World Password Day (May 2) and Tips by Synopsys

by Nabil Hannan, Managing Principal – Financial Services, Software Integrity, Synopsys

What password security trends/themes have you seen emerging over the past year?

With many password leaks on the internet, organizations are starting to realize how important it is to store passwords securely in their applications. Storing passwords securely is not as simple as it might seem at first. Details of how to store passwords securely can be found here: https://www.synopsys.com/blogs/software-security/securing-password-digests-or-how-to-protect-lonely-unemployed-radio-listeners/. The themes I’m seeing in the industry are:

  1. People are moving away from just username and password model (1 factor) to a 2 factor authentication model to protect their users in the case that their passwords get breached
  2. Social logins are gaining popularity and becoming easier to integrate and organizations are leveraging social logins to make signing up/authentication easier for the end user

What are some of the top password best practices that can be implemented on the org side? By end users?
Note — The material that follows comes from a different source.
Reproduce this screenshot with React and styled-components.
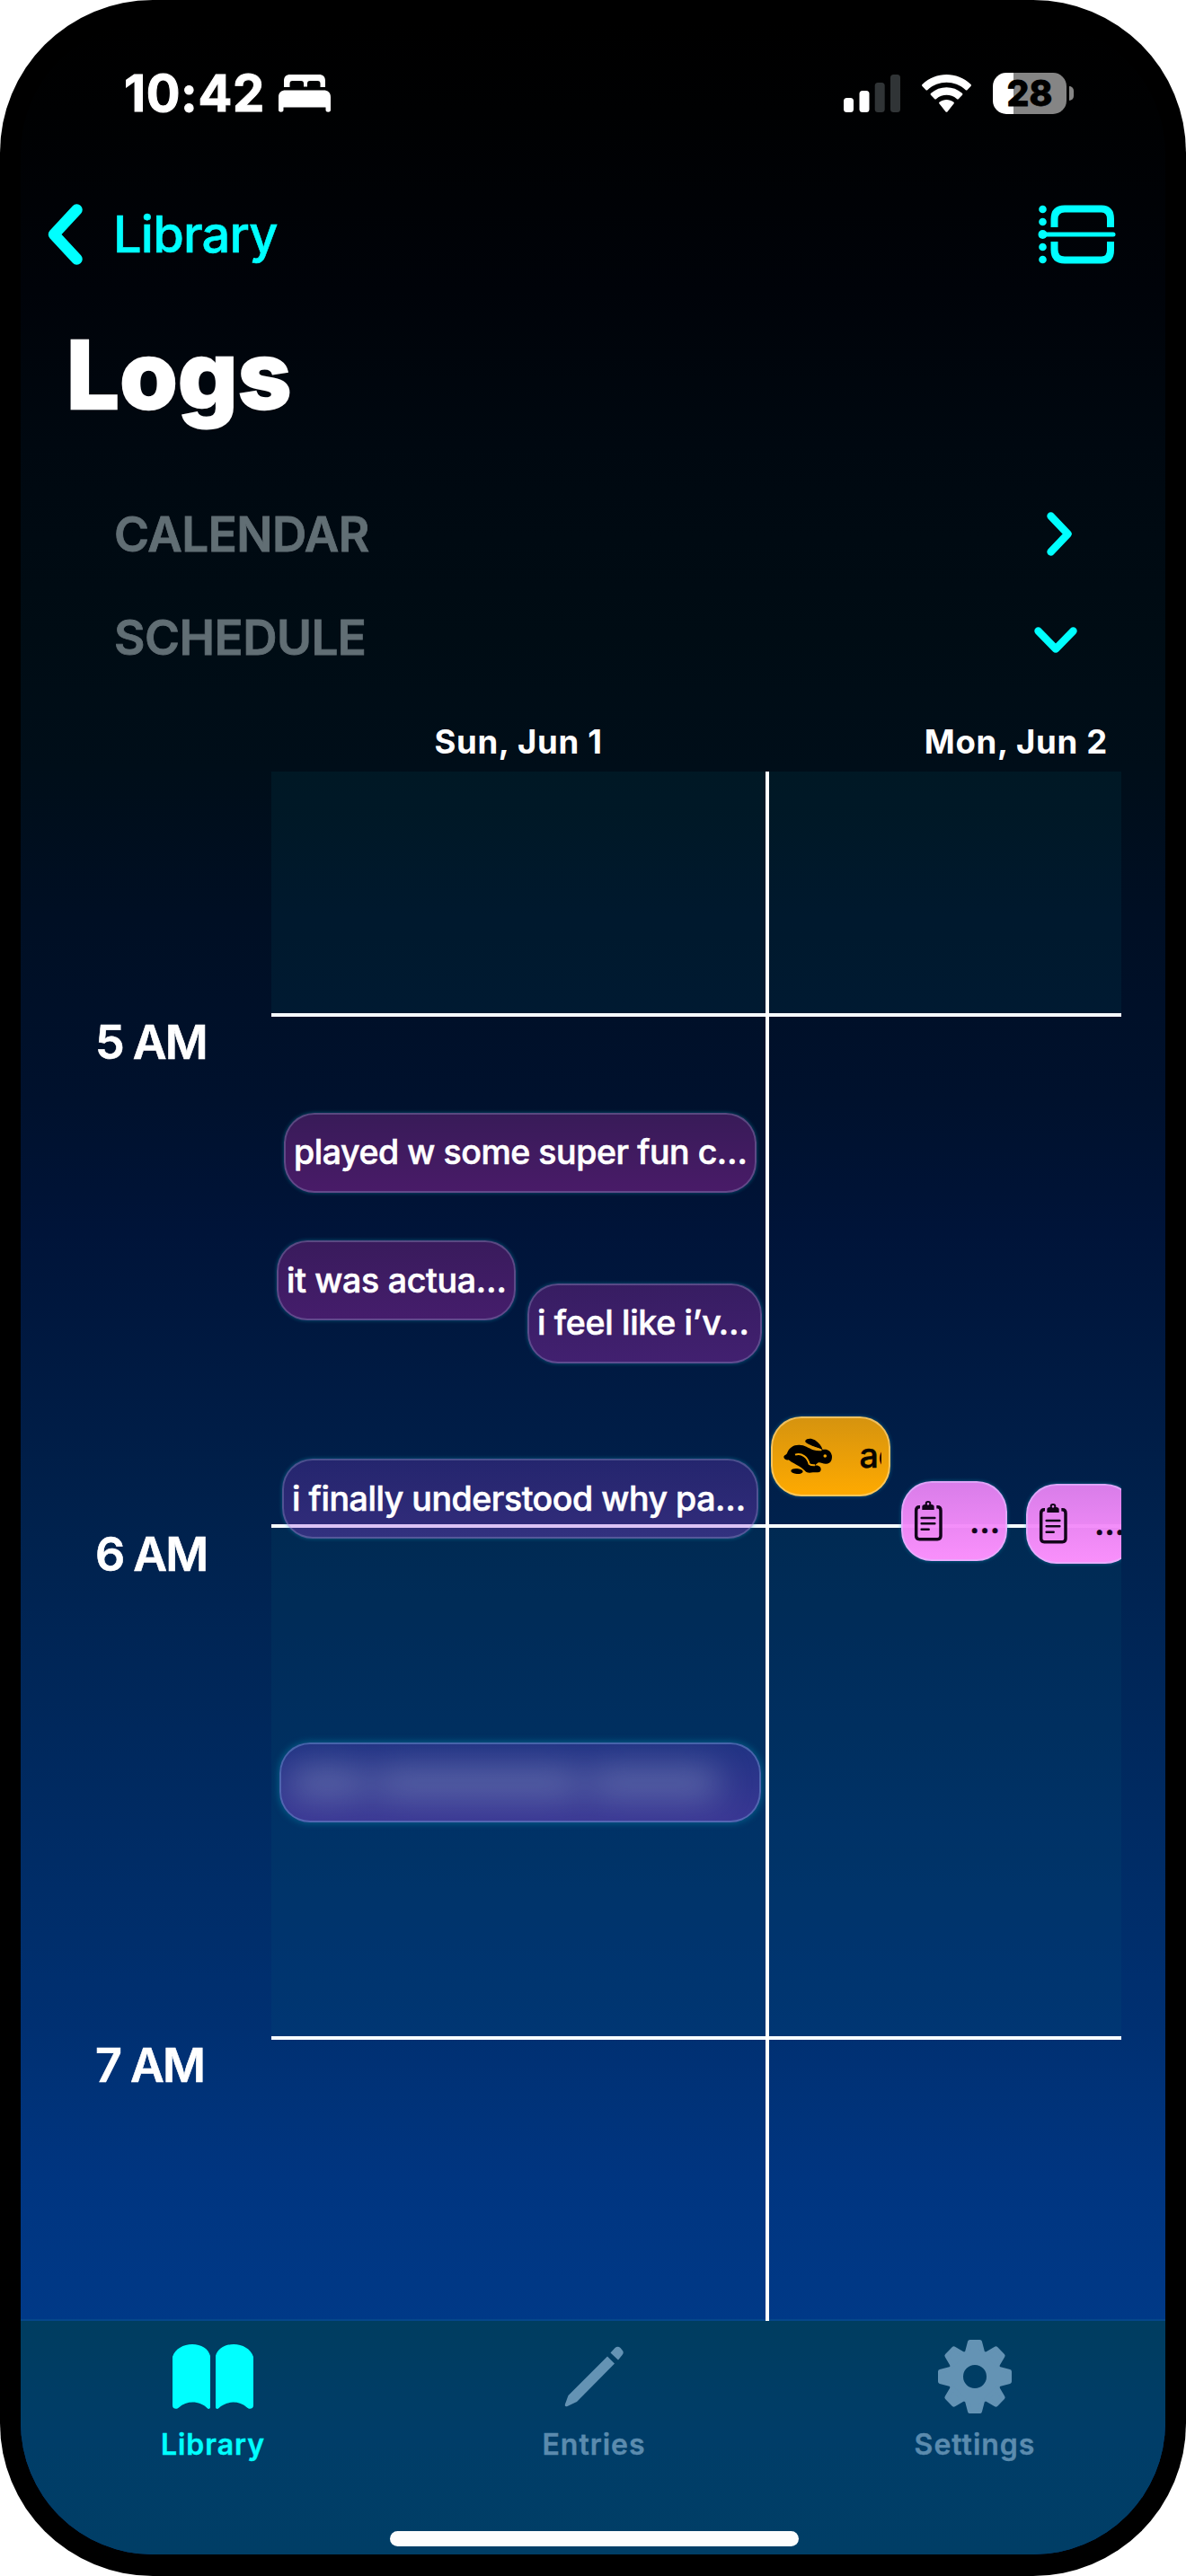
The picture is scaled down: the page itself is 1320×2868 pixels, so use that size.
import React from 'react';
import styled, { createGlobalStyle } from 'styled-components';

const GlobalStyle = createGlobalStyle`
  * { box-sizing: border-box; }
  html, body { margin: 0; padding: 0; background: #fff; }
  body { font-family: Inter, "Liberation Sans", sans-serif; color: #fff; }
  svg { display: block; flex: none; overflow: visible; }
`;

const CYAN = '#00ffff';
const MUTED = '#6493b4';

const Device = styled.div`
  width: 1320px;
  height: 2868px;
  padding: 24px 23px;
  background: #000;
  border-radius: 170px;
  overflow: hidden;
`;

const Screen = styled.div`
  height: 2820px;
  display: flex;
  flex-direction: column;
  overflow: hidden;
  border-radius: 147px;
  background: linear-gradient(
    180deg,
    #000000 0px, #000102 100px, #000309 300px, #000810 470px, #000c14 680px,
    #000e19 830px, #000f24 1000px, #00112d 1200px, #001439 1350px, #001a42 1500px,
    #00224e 1690px, #00285c 1900px, #002d68 2080px, #003072 2240px, #003580 2400px, #003987 2560px
  );
`;

const StatusBar = styled.div`
  height: 160px;
  padding: 0 102px 0 115px;
  display: flex;
  align-items: center;
`;

const Clock = styled.span`
  font-size: 56px;
  font-weight: 700;
  line-height: 68px;
  letter-spacing: 0.6px;
  -webkit-text-stroke: 1px #fff;
  width: 172px;
`;

const StatusIcons = styled.div`
  margin-left: auto;
  display: flex;
  align-items: center;
  gap: 24px;
`;

const Battery = styled.div`
  display: flex;
  align-items: center;
  gap: 3px;
`;

const BatteryBody = styled.div`
  width: 82px;
  height: 46px;
  border-radius: 15px;
  background: linear-gradient(90deg, #fff 23px, #858585 23px);
  color: #000;
  font-size: 39px;
  font-weight: 800;
  line-height: 46px;
  text-align: center;
  -webkit-text-stroke: 0.8px #000;
`;

const BatteryCap = styled.div`
  width: 5px;
  height: 16px;
  border-radius: 0 6px 6px 0;
  background: #858585;
`;

const NavBar = styled.div`
  height: 153px;
  padding: 0 55px 0 30px;
  display: flex;
  align-items: center;
  justify-content: space-between;
`;

const BackLink = styled.div`
  display: flex;
  align-items: center;
  gap: 34px;
  color: ${CYAN};
  font-size: 56px;
  font-weight: 500;
  line-height: 68px;
  letter-spacing: -0.8px;
  -webkit-text-stroke: 0.6px ${CYAN};
`;

const Title = styled.h1`
  margin: 0;
  height: 200px;
  padding: 17px 0 0 51px;
  font-size: 104px;
  font-weight: 800;
  line-height: 126px;
  letter-spacing: 0.4px;
  -webkit-text-stroke: 2.5px #fff;
`;

const SectionRow = styled.div`
  height: 115px;
  padding: 0 ${(p) => p.$right}px 0 104px;
  display: flex;
  align-items: center;
  justify-content: space-between;
  color: #616e74;
  font-size: 53px;
  font-weight: 600;
  line-height: 64px;
  letter-spacing: -0.5px;
  -webkit-text-stroke: 0.8px #616e74;
`;

const DayHeader = styled.div`
  height: 92px;
  padding: 0 49px 11px 279px;
  display: flex;
  align-items: flex-end;
`;

const Day = styled.div`
  width: ${(p) => p.$width}px;
  text-align: ${(p) => p.$align};
  padding-right: ${(p) => p.$pad || 0}px;
  font-size: 36.5px;
  font-weight: 700;
  line-height: 44px;
  letter-spacing: 0.7px;
`;

const Schedule = styled.div`
  height: 1723px;
  display: flex;
`;

const Hours = styled.div`
  width: 279px;
  padding: 271px 0 0 83px;
  overflow: hidden;
`;

const HourLabel = styled.div`
  height: 569.5px;
  font-size: 52px;
  font-weight: 600;
  line-height: 62px;
  letter-spacing: -2px;
  -webkit-text-stroke: 0.6px #fff;
`;

const Canvas = styled.div`
  position: relative;
  width: 946px;
  height: 1725px;
  overflow: hidden;
`;

const HourBlock = styled.div`
  height: ${(p) => p.$height}px;
  border-bottom: ${(p) => (p.$last ? 0 : 4)}px solid #f6fbff;
  background: ${(p) => (p.$tint ? 'rgba(0, 108, 130, 0.11)' : 'transparent')};
`;

const DayDivider = styled.div`
  position: absolute;
  left: 550px;
  top: 0;
  width: 4px;
  height: 100%;
  background: #fff;
`;

const Event = styled.div`
  position: absolute;
  left: ${(p) => p.$x}px;
  top: ${(p) => p.$y}px;
  width: ${(p) => p.$w}px;
  height: 89px;
  padding-left: ${(p) => p.$pad || 9}px;
  display: flex;
  align-items: center;
  border: 2px solid ${(p) => p.$edge || 'rgba(160, 170, 210, 0.32)'};
  border-radius: 34px;
  background: linear-gradient(180deg, ${(p) => p.$from}, ${(p) => p.$to});
  background-origin: border-box;
  box-shadow: 0 0 ${(p) => p.$glow || 4}px rgba(0, 170, 200, 0.45);
  overflow: hidden;
  white-space: nowrap;
  color: ${(p) => p.$ink || '#fff'};
  font-size: 37.5px;
  font-weight: 500;
  line-height: 46px;
  letter-spacing: ${(p) => p.$track || -0.3}px;
  -webkit-text-stroke: 0.6px ${(p) => p.$ink || '#fff'};
`;

const Clip = styled.span`
  margin-left: ${(p) => p.$gap}px;
  width: ${(p) => p.$w}px;
  overflow: hidden;
`;

const Redacted = styled.div`
  display: flex;
  gap: 12px;
  padding-left: 6px;
  filter: blur(19px);
  opacity: 0.34;
`;

const Smear = styled.div`
  width: ${(p) => p.$w}px;
  height: 36px;
  background: #b9c8e0;
`;

const TabBar = styled.div`
  flex: 1;
  border-top: 2px solid #05478b;
  background: linear-gradient(180deg, #003d60, #003d68 50%, #003e66);
`;

const Tabs = styled.div`
  height: 234px;
  padding: 18px 0 0 2px;
  display: grid;
  grid-template-columns: repeat(3, 1fr);
`;

const Tab = styled.div`
  display: flex;
  flex-direction: column;
  align-items: center;
  gap: 12px;
  color: ${(p) => (p.$active ? CYAN : '#5b8bae')};
  font-size: 32px;
  font-weight: 600;
  line-height: 40px;
  letter-spacing: 1px;
  -webkit-text-stroke: 0.4px ${(p) => (p.$active ? CYAN : '#5b8bae')};
`;

const IconBox = styled.div`
  height: 88px;
  display: flex;
  align-items: center;
  color: ${(p) => (p.$active ? CYAN : MUTED)};
`;

const HomeIndicator = styled.div`
  width: 455px;
  height: 17px;
  margin-left: 411px;
  border-radius: 9px;
  background: #fdfdfd;
`;

const BedIcon = () => (
  <svg width="58" height="42" viewBox="0 0 58 42" fill="#fff">
    <path d="M6 14V7C6 2.5 8.500 0 13 0H45C49.500 0 52 2.500 52 7V14H46.500V10C46.500 8 45.500 7 43.500 7H35C33 7 32 8 32 10V13.500H28V10C28 8 27 7 25 7H15.500C13.500 7 12.500 8 12.500 10V14Z" />
    <path d="M0 25C0 20 3 17.500 8 17.500H50C55 17.500 58 20 58 25V39.500C58 42.500 52.500 42.500 52.500 39.500V36.500H5.500V39.500C5.500 42.500 0 42.500 0 39.500Z" />
  </svg>
);

const SignalIcon = () => (
  <svg width="63" height="42" viewBox="0 0 63 42">
    <rect x="0" y="26" width="11" height="16" rx="3.500" fill="#fff" />
    <rect x="17.500" y="18" width="11" height="24" rx="3.500" fill="#fff" />
    <rect x="34.700" y="9" width="11" height="33" rx="3.500" fill="#303436" />
    <rect x="52" y="0" width="11" height="42" rx="3.500" fill="#303436" />
  </svg>
);

const WifiIcon = () => (
  <svg width="55" height="42" viewBox="0 0 55 42" fill="#fff">
    <path d="M0.700 13.200C-0.200 12.300 -0.200 11.500 0.700 10.700C15.500 -3.600 39.500 -3.600 54.300 10.700C55.200 11.500 55.200 12.300 54.300 13.200L50.700 16.900C50 17.600 49.200 17.600 48.500 16.900C36.500 6 18.500 6 6.500 16.900C5.800 17.600 5 17.600 4.300 16.900Z" />
    <path d="M10.200 23C9.400 22.200 9.400 21.400 10.200 20.700C20 12.100 35 12.100 44.800 20.700C45.600 21.400 45.600 22.200 44.800 23L41 26.900C40.300 27.600 39.500 27.600 38.800 26.900C32.200 21.400 22.800 21.400 16.200 26.900C15.500 27.600 14.700 27.600 14 26.900Z" />
    <path d="M19.700 32.800C18.900 32 18.900 31.200 19.800 30.500C24.300 27 30.700 27 35.200 30.500C36.100 31.200 36.100 32 35.300 32.800L28.600 41.200C27.900 42 27.100 42 26.400 41.200Z" />
  </svg>
);

const BackChevron = () => (
  <svg width="39" height="68" viewBox="0 0 39 68" fill="none" stroke={CYAN} strokeWidth="12.500" strokeLinecap="round" strokeLinejoin="round">
    <path d="M32.500 6.500L7 34L32.500 61.500" />
  </svg>
);

const TimelineIcon = () => (
  <svg width="86" height="66" viewBox="0 0 86 66" fill="none" stroke={CYAN}>
    <path d="M17.500 25V16Q17.500 4.500 29 4.500H70Q80 4.500 80 16V25M17.500 41V50Q17.500 61.500 29 61.500H70Q80 61.500 80 50V41" strokeWidth="8" />
    <path d="M5 33H83" strokeWidth="5" strokeLinecap="round" />
    <g fill={CYAN} stroke="none">
      <circle cx="4.500" cy="5" r="4.300" />
      <circle cx="4.500" cy="19" r="4.300" />
      <circle cx="4.500" cy="33" r="5" />
      <circle cx="4.500" cy="47" r="4.300" />
      <circle cx="4.500" cy="61" r="4.300" />
    </g>
  </svg>
);

const ChevronRight = () => (
  <svg width="28" height="49" viewBox="0 0 28 49" fill="none" stroke={CYAN} strokeWidth="8.400" strokeLinecap="round" strokeLinejoin="round">
    <path d="M4.500 4.500L23.500 24.500L4.500 44.500" />
  </svg>
);

const ChevronDown = () => (
  <svg width="48" height="29" viewBox="0 -4 48 29" fill="none" stroke={CYAN} strokeWidth="8.400" strokeLinecap="round" strokeLinejoin="round">
    <path d="M4.500 3.500L24 23.500L43.500 3.500" />
  </svg>
);

const RabbitIcon = () => (
  <svg width="54.600" height="40" viewBox="157 181 164 120">
    <path d="M158 245C158 238 166 238 169 232C175 214 190 204 208 204C226 203 240 214 256 221C266 224 278 225 286 223C280 214 262 212 250 206C238 200 228 196 230 190C234 182 250 180 262 188C276 198 284 208 288 220C302 216 316 224 319 240C320 254 316 266 300 267C290 268 282 262 274 263C270 266 264 270 262 273C274 270 284 278 282 288C280 298 268 296 256 296C244 298 236 299 228 290C220 282 212 276 200 270C188 264 178 258 174 254C168 256 158 252 158 245Z" />
    <ellipse cx="202" cy="292" rx="20" ry="9" transform="rotate(5 202 292)" />
    <path d="M196 237C218 229 238 246 243 268C250 273 256 272 262 272" fill="none" stroke="#f2a303" strokeWidth="6" />
    <path d="M240 207L284 221" fill="none" stroke="#e39d0a" strokeWidth="5" />
    <circle cx="296" cy="241" r="5.500" fill="#f2a303" />
  </svg>
);

const ClipboardIcon = () => (
  <svg width="31" height="45" viewBox="593 396 93 135" fill="none" stroke="#12041a">
    <path d="M611 416H609Q598 416 598 428V513Q598 524 609 524H669Q680 524 680 513V428Q680 416 669 416H666" strokeWidth="10.500" />
    <path d="M618 426V416Q618 408 628 408H648Q658 408 658 416V426Z" fill="#12041a" stroke="none" />
    <circle cx="638" cy="406" r="7" strokeWidth="6" fill="#e58af0" />
    <path d="M616 453H660M616 472H660M616 491H640" strokeWidth="7.500" strokeLinecap="round" />
  </svg>
);

const BookIcon = () => (
  <svg width="90" height="72" viewBox="0 0 90 72" fill="currentColor">
    <path d="M0 14C3 5 12 0 22 0C32 0 40 5 42 13V70C42 72 40 72.500 39 71.500C30 62.500 16 62.500 7 70.500C4.500 73 0 72 0 68Z" />
    <path d="M90 14C87 5 78 0 68 0C58 0 50 5 48 13V70C48 72 50 72.500 51 71.500C60 62.500 74 62.500 83 70.500C85.500 73 90 72 90 68Z" />
  </svg>
);

const PencilIcon = () => (
  <svg width="66" height="68" viewBox="0 0 66 68" fill="currentColor">
    <path d="M48 11.500L56 19.500L14 62L3.500 67Q0 68 1 64.500L4.500 55Z" />
    <path d="M51.500 7.500L56.500 2Q59.500 -0.500 62.500 2L64.500 4.500Q67 7 64.500 10L60 15.500Z" />
  </svg>
);

const GEAR_ANGLES = [0, 45, 90, 135, 180, 225, 270, 315];

const GearIcon = () => (
  <svg width="82" height="82" viewBox="-41 -41 82 82" fill="currentColor" stroke="currentColor" strokeLinejoin="round">
    <circle r="21.500" fill="none" strokeWidth="17" />
    {GEAR_ANGLES.map((a) => (
      <path key={a} d="M-8.500 -27L-5.500 -38.500H5.500L8.500 -27Z" strokeWidth="5" transform={`rotate(${a})`} />
    ))}
  </svg>
);

export default function App() {
  return (
    <>
      <GlobalStyle />
      <Device>
        <Screen>
          <StatusBar>
            <Clock>10:42</Clock>
            <BedIcon />
            <StatusIcons>
              <SignalIcon />
              <WifiIcon />
              <Battery>
                <BatteryBody>28</BatteryBody>
                <BatteryCap />
              </Battery>
            </StatusIcons>
          </StatusBar>

          <NavBar>
            <BackLink>
              <BackChevron />
              Library
            </BackLink>
            <TimelineIcon />
          </NavBar>

          <Title>Logs</Title>

          <SectionRow $right={104}>
            CALENDAR
            <ChevronRight />
          </SectionRow>
          <SectionRow $right={98}>
            SCHEDULE
            <ChevronDown />
          </SectionRow>

          <DayHeader>
            <Day $width={550} $align="center">Sun, Jun 1</Day>
            <Day $width={396} $align="right" $pad={15}>Mon, Jun 2</Day>
          </DayHeader>

          <Schedule>
            <Hours>
              <HourLabel>5 AM</HourLabel>
              <HourLabel>6 AM</HourLabel>
              <HourLabel>7 AM</HourLabel>
            </Hours>
            <Canvas>
              <HourBlock $height={272.5} $tint />
              <HourBlock $height={569.5} />
              <HourBlock $height={569.5} $tint />
              <HourBlock $height={314} $last />

              <Event $x={14} $y={379.5} $w={526} $from="#381b58" $to="#491b68" $track={-0.45}>played w some super fun c…</Event>
              <Event $x={6} $y={522} $w={266} $from="#391b5c" $to="#451d6c">it was actua…</Event>
              <Event $x={285} $y={569.5} $w={261} $from="#371d62" $to="#422070">i feel like i’v…</Event>
              <Event $x={12} $y={765} $w={530} $from="rgba(120, 57, 197, 0.3)" $to="rgba(167, 67, 230, 0.3)" $track={-0.45}>i finally understood why pa…</Event>
              <Event $x={9} $y={1081} $w={536} $pad={4} $from="#203383" $to="#3a3794" $edge="rgba(110, 150, 210, 0.5)" $glow={8}>
                <Redacted>
                  <Smear $w={84} />
                  <Smear $w={226} />
                  <Smear $w={142} />
                </Redacted>
              </Event>

              <Event $x={556} $y={717.5} $w={133} $pad={12} $from="#d5930f" $to="#ffaa00" $edge="rgba(255, 220, 150, 0.6)" $ink="#080400">
                <RabbitIcon />
                <Clip $gap={30} $w={24}>ac</Clip>
              </Event>
              <Event $x={701} $y={790} $w={118} $pad={13} $from="rgba(228, 130, 242, 0.95)" $to="rgba(255, 146, 255, 0.98)" $edge="rgba(225, 190, 255, 0.6)" $ink="#12041a">
                <ClipboardIcon />
                <Clip $gap={30} $w={40}>…</Clip>
              </Event>
              <Event $x={840} $y={792.5} $w={122} $pad={13} $from="rgba(228, 130, 242, 0.95)" $to="rgba(255, 146, 255, 0.98)" $edge="rgba(225, 190, 255, 0.6)" $ink="#12041a">
                <ClipboardIcon />
                <Clip $gap={30} $w={40}>…</Clip>
              </Event>
              <DayDivider />
            </Canvas>
          </Schedule>

          <TabBar>
            <Tabs>
              <Tab $active>
                <IconBox $active><BookIcon /></IconBox>
                Library
              </Tab>
              <Tab>
                <IconBox><PencilIcon /></IconBox>
                Entries
              </Tab>
              <Tab>
                <IconBox><GearIcon /></IconBox>
                Settings
              </Tab>
            </Tabs>
            <HomeIndicator />
          </TabBar>
        </Screen>
      </Device>
    </>
  );
}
On the organizational side, practices around the usage of strong passwords, regularly having users change their passwords, and making sure passwords are stored securely are important things to keep in mind. On the end users’ side, smart phones, tablets, and personal computers have software available where they’ll manage/synchronize your passwords across devices (Apple’s iCloud Keychain, Google Chrome’s password manager, etc.). There are also other paid passwords managers that end users can use. This allows them to let the password manager generate strong and unique passwords, and manage them across the end users different user accounts and machines.

Are passwords becoming passé? If so, what’s the future? 

Although using passwords may not be the most secure way of authenticating, it’s simple, and people have gotten into the habit of understanding how to use the combination of username/password to authenticate. Eventually, passwords will become obsolete, and new authentication techniques leveraging social logins, sigle-sign-on, and biometrics will starting gaining more traction. Ultimately which solution is adopted in the future will depend on which solution the end users end up using the most.

What problems exist in terms of password storage? How can firms protect sensitive data such as passwords?

Storing passwords securely is challenging because it’s not quite as straight forward as just hashing or encryption the password and storing it. See: https://www.synopsys.com/blogs/software-security/securing-password-digests-or-how-to-protect-lonely-unemployed-radio-listeners/

Other password aspects you’d like to discuss? Anything we can tie back to SIG offerings?

Passwords are just like any other sensitive data/asset of the software ecosystem. In order to design a system securely, organizations have to do the necessary business analysis to understand the importance of the data, do threat modeling to understand what controls need to exist to protect the data from threat actors, and then ensure those controls get included in the software requirements so that they actually get implemented and tested as part of the Secure SDLC.